TwoStep mentions giving up your license, but this has not been my experience, as neither in SC nor CT recognize the foreign license to begin with! The rule does apply to out of state licenses, but it is not relevant when you have to take the full test anyway.


----------



## twostep (Apr 3, 2008)

J.P said:


> Okay, thank you but I really cannot find anything related. :/


Set browser to English, Google "DMV" plus the state you want to research. You will have to work your way through the respective site to find the information you are looking for.


----------



## sxmhousewife (Jun 28, 2012)

What is the main purpose to have a US driving license? If you just drive around, USA accepts many countries' licenses. I hold a HK driving license and my husband has a French one, we drive from states to states and even checked by local states polices are OK - problem at all. But I also apply a US license in NY state as for insurance reason, because I pay half of the premium if I have the US one rather than holders of foreign countries. And in many cases, it's an ID, for example, TSA accepts DL at the airports and also it could be open a bank a/c. We needed to take all tests in NY even we already had the license in our own countries for more than 20 years!





J.P said:


> I was wondering if any states recognize a European license so that you can at least avoid some steps in getting your US license.


----------



## Bevdeforges (Nov 16, 2007)

sxmhousewife said:


> What is the main purpose to have a US driving license? If you just drive around, USA accepts many countries' licenses. I hold a HK driving license and my husband has a French one, we drive from states to states and even checked by local states polices are OK - problem at all. But I also apply a US license in NY state as for insurance reason, because I pay half of the premium if I have the US one rather than holders of foreign countries. And in many cases, it's an ID, for example, TSA accepts DL at the airports and also it could be open a bank a/c. We needed to take all tests in NY even we already had the license in our own countries for more than 20 years!
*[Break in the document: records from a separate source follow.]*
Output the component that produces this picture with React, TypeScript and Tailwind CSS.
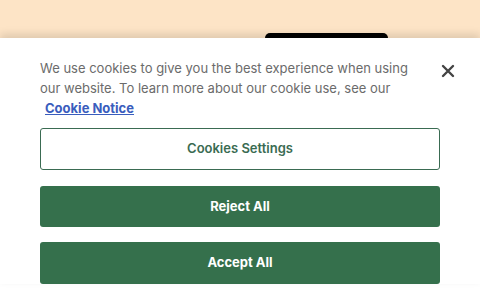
import React from "react";

const App = () => {
  return (
    <div className="w-[480px] h-[300px] overflow-hidden bg-white font-['Inter',sans-serif]">
      <div className="h-[38px] bg-[#fde4c6] flex justify-end pr-[92px] items-end">
        <div className="w-[123px] h-[5px] bg-black rounded-t-lg"></div>
      </div>
      <div className="relative bg-white shadow-[0_-4px_8px_rgba(0,0,0,0.12)] px-10 pt-[20px]">
        <button className="absolute right-[25px] top-[26px] text-[#444]">
          <svg width="14" height="14" viewBox="0 0 14 14">
            <path d="M2 2L12 12M12 2L2 12" stroke="currentColor" strokeWidth="2.4" strokeLinecap="round" />
          </svg>
        </button>
        <p className="text-[13px] leading-[20px] text-[#6b6b6b] pr-8">
          We use cookies to give you the best experience when using our website. To learn more about our cookie use, see our{" "}
          <br />
          <a className="ml-[5px] font-bold text-[#3a5dbd] underline" href="#">Cookie Notice</a>
        </p>
        <div className="flex flex-col mt-[10px]">
          <button className="h-[42px] w-full border border-[#3a6b52] rounded-[3px] text-[13px] font-semibold text-[#3a6b52]">
            Cookies Settings
          </button>
          <button className="h-[41px] w-full mt-4 bg-[#35704c] rounded-[3px] text-[13px] font-bold text-white">
            Reject All
          </button>
          <button className="h-[42px] w-full mt-[15px] bg-[#35704c] rounded-[3px] text-[13px] font-bold text-white">
            Accept All
          </button>
        </div>
      </div>
    </div>
  );
};

export default App;
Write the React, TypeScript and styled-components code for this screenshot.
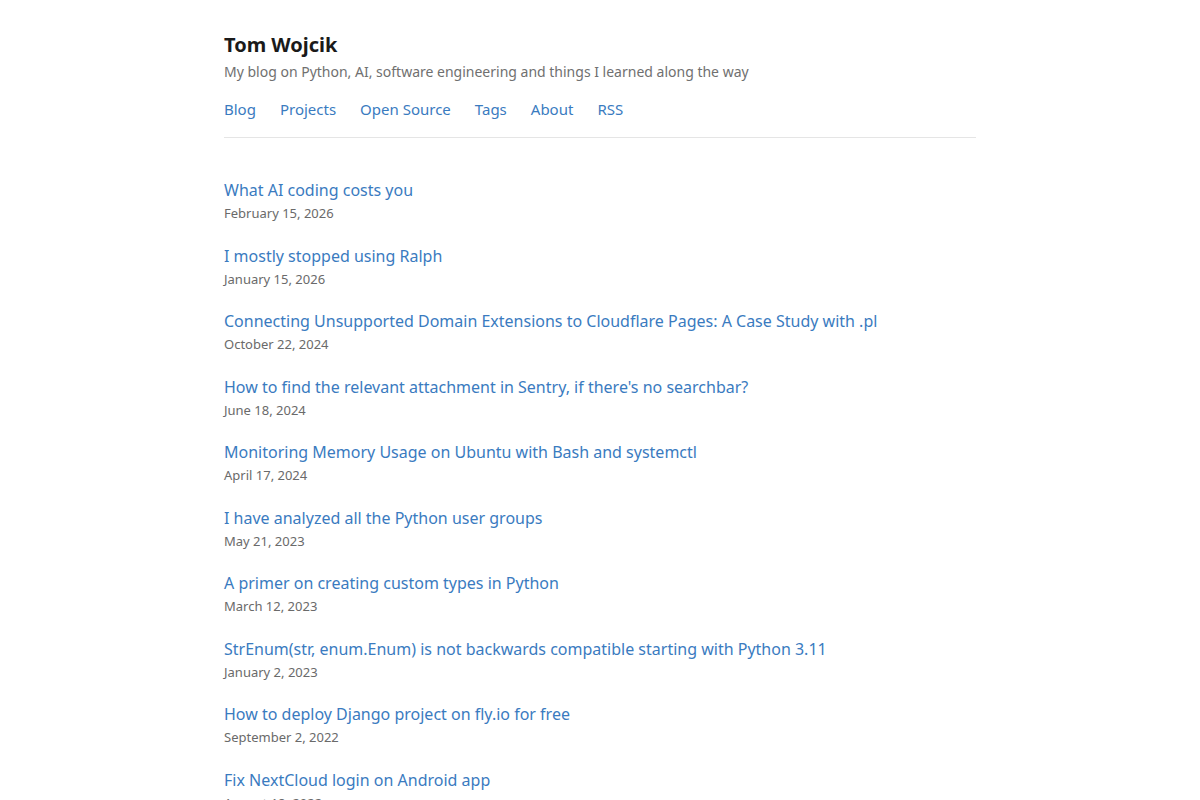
import styled, { createGlobalStyle } from "styled-components";

const GlobalStyle = createGlobalStyle`
  body {
    margin: 0;
    background: #fff;
    font-family: "Noto Sans", "Open Sans", sans-serif;
  }
`;

const posts = [
  { title: "What AI coding costs you", date: "February 15, 2026" },
  { title: "I mostly stopped using Ralph", date: "January 15, 2026" },
  {
    title:
      "Connecting Unsupported Domain Extensions to Cloudflare Pages: A Case Study with .pl",
    date: "October 22, 2024",
  },
  {
    title: "How to find the relevant attachment in Sentry, if there's no searchbar?",
    date: "June 18, 2024",
  },
  {
    title: "Monitoring Memory Usage on Ubuntu with Bash and systemctl",
    date: "April 17, 2024",
  },
  { title: "I have analyzed all the Python user groups", date: "May 21, 2023" },
  { title: "A primer on creating custom types in Python", date: "March 12, 2023" },
  {
    title:
      "StrEnum(str, enum.Enum) is not backwards compatible starting with Python 3.11",
    date: "January 2, 2023",
  },
  { title: "How to deploy Django project on fly.io for free", date: "September 2, 2022" },
  { title: "Fix NextCloud login on Android app", date: "August 18, 2022" },
];

const navItems = ["Blog", "Projects", "Open Source", "Tags", "About", "RSS"];

export default function App() {
  return (
    <>
      <GlobalStyle />
      <Page>
        <Header>
          <SiteTitle>Tom Wojcik</SiteTitle>
          <Tagline>
            My blog on Python, AI, software engineering and things I learned along the way
          </Tagline>
          <Nav>
            {navItems.map((item) => (
              <NavLink key={item} href="#">
                {item}
              </NavLink>
            ))}
          </Nav>
        </Header>
        <PostList>
          {posts.map((post) => (
            <PostItem key={post.title}>
              <PostLink href="#">{post.title}</PostLink>
              <PostDate>{post.date}</PostDate>
            </PostItem>
          ))}
        </PostList>
      </Page>
    </>
  );
}

const Page = styled.div`
  max-width: 752px;
  margin: 0 auto;
  padding-top: 30px;
`;

const Header = styled.header`
  padding-bottom: 17.5px;
  border-bottom: 1px solid #e5e5e5;
`;

const SiteTitle = styled.h1`
  margin: 0;
  font-size: 20px;
  font-weight: 700;
  line-height: 30px;
  color: #1a1a1a;
`;

const Tagline = styled.p`
  margin: 1px 0 0;
  font-size: 14px;
  line-height: 22px;
  color: #707070;
`;

const Nav = styled.nav`
  display: flex;
  gap: 24px;
  margin-top: 14.5px;
`;

const NavLink = styled.a`
  font-size: 15px;
  line-height: 22px;
  color: #3a7bbf;
  text-decoration: none;
`;

const PostList = styled.ul`
  list-style: none;
  margin: 0;
  padding: 40px 0 0;
  display: flex;
  flex-direction: column;
  gap: 19.5px;
`;

const PostItem = styled.li`
  display: flex;
  flex-direction: column;
`;

const PostLink = styled.a`
  font-size: 16px;
  line-height: 24px;
  color: #3a7bbf;
  text-decoration: none;
`;

const PostDate = styled.span`
  font-size: 13px;
  line-height: 22px;
  color: #6a6a6a;
`;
If you're just visiting the US, your "home" driving license will suffice for renting a car and other short term use. Most states require that you get a local license within 30 days (some only give you 10 days) of taking up residence in the state. And if you're on a temporary assignment, most states will allow you to drive on your home license for up to a year, as long as you haven't actually changed residence.

Some states offer reciprocity for certain foreign licenses - i.e. you can exchange for a local license rather than taking all the tests - but New York is rather well known for not having reciprocity agreements with any other countries. (California is much the same.) 
Cheers,
Bev


----------



## sxmhousewife (Jun 28, 2012)

Oh, thanks for this info, as everytime I would stay just a few weeks or maximum up to three months in USA, anyhow, I already have the NYS license.





Bevdeforges said:


> If you're just visiting the US, your "home" driving license will suffice for renting a car and other short term use. Most states require that you get a local license within 30 days (some only give you 10 days) of taking up residence in the state. And if you're on a temporary assignment, most states will allow you to drive on your home license for up to a year, as long as you haven't actually changed residence.
> 
> Some states offer reciprocity for certain foreign licenses - i.e. you can exchange for a local license rather than taking all the tests - but New York is rather well known for not having reciprocity agreements with any other countries. (California is much the same.)
> Cheers,
> Bev


----------